Anadolu Selçuklu Devleti, ömrünü tamamladığında yerini Anadolu Beyliklerine bırakmış; Türklüğün yaşama azmi ve var olma iradesi, kurulan beyliklerle tarih sahnesinde yeniden ortaya çıkmıştır. Bu beylikler arasında Osmanlı Beyliği, kısa sürede en kuvvetlisi hâline gelmiş ve imparatorluğa geçiş sürecinde ordu büyük rol oynamıştır. Gazilerden kurulu beylik ordusundan, yeniçeri ve tımarlı sipahilerden oluşan daimi orduya geçiş, Osmanlı Devleti’nin yapı taşlarını oluşturmuştur. Osmanlı İmparatorluğu, Türk ordusunun savaşma azim ve gücü, yeni savaş teknolojilerinin takibi ve adil devlet idaresi ile batıda Macaristan’a, kuzeyde Kafkaslar’ın yarısına, doğuda Mezopotamya ve Arabistan’a, güneyde Mısır’a ve Akdeniz adalarına ulaşarak üç kıtada hüküm sürmüştür.

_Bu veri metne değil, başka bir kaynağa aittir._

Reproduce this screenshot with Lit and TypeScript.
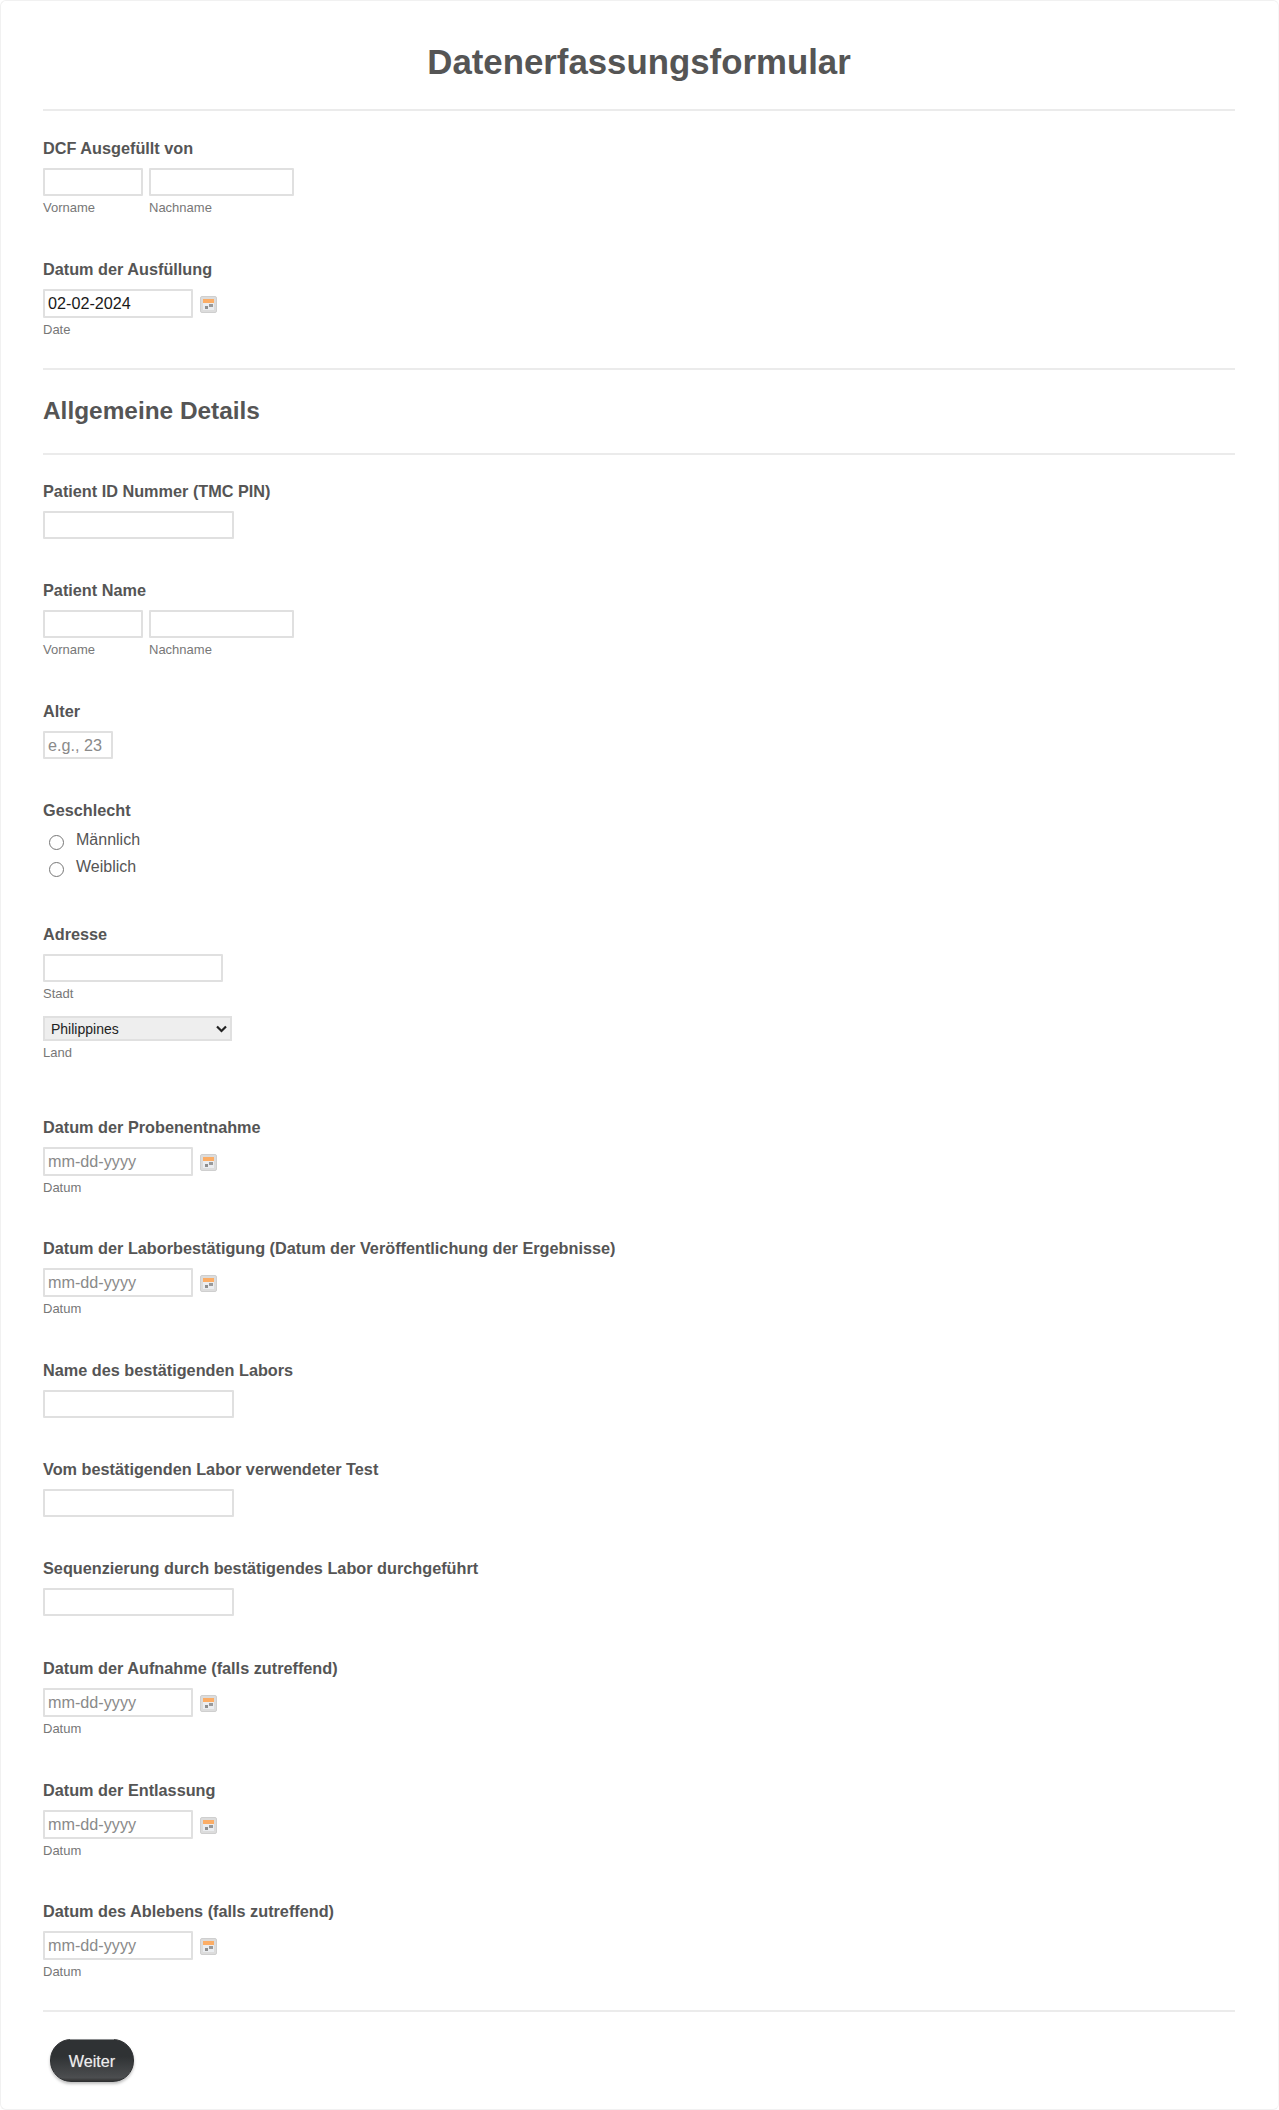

Osmanlının “İmparatorluk” niteliği kazanmasında kara kuvvetleri ile beraber deniz gücü de önemli rol oynamıştır. Bu kapsamda Gelibolu Deniz Üssü’nün 1401 yılında tamamlanması ile birlikte “Kaptan-ı Derya/Kaptan Paşa” terimi de Osmanlı Deniz Kuvvetlerinde yerini almıştır. Saruca Paşa Türk deniz tarihinin ilk Kaptanıderyası olmuştur. Osmanlı donanması Kanuni Sultan Süleyman zamanında ise en parlak dönemini yaşamıştır. Barbaros Hayrettin ve Turgut Reis gibi kıymetli denizcilerin tecrübelerinden yararlanılarak Akdeniz ve Kızıldeniz’de üstünlük Osmanlı İmparatorluğu’na geçmiştir.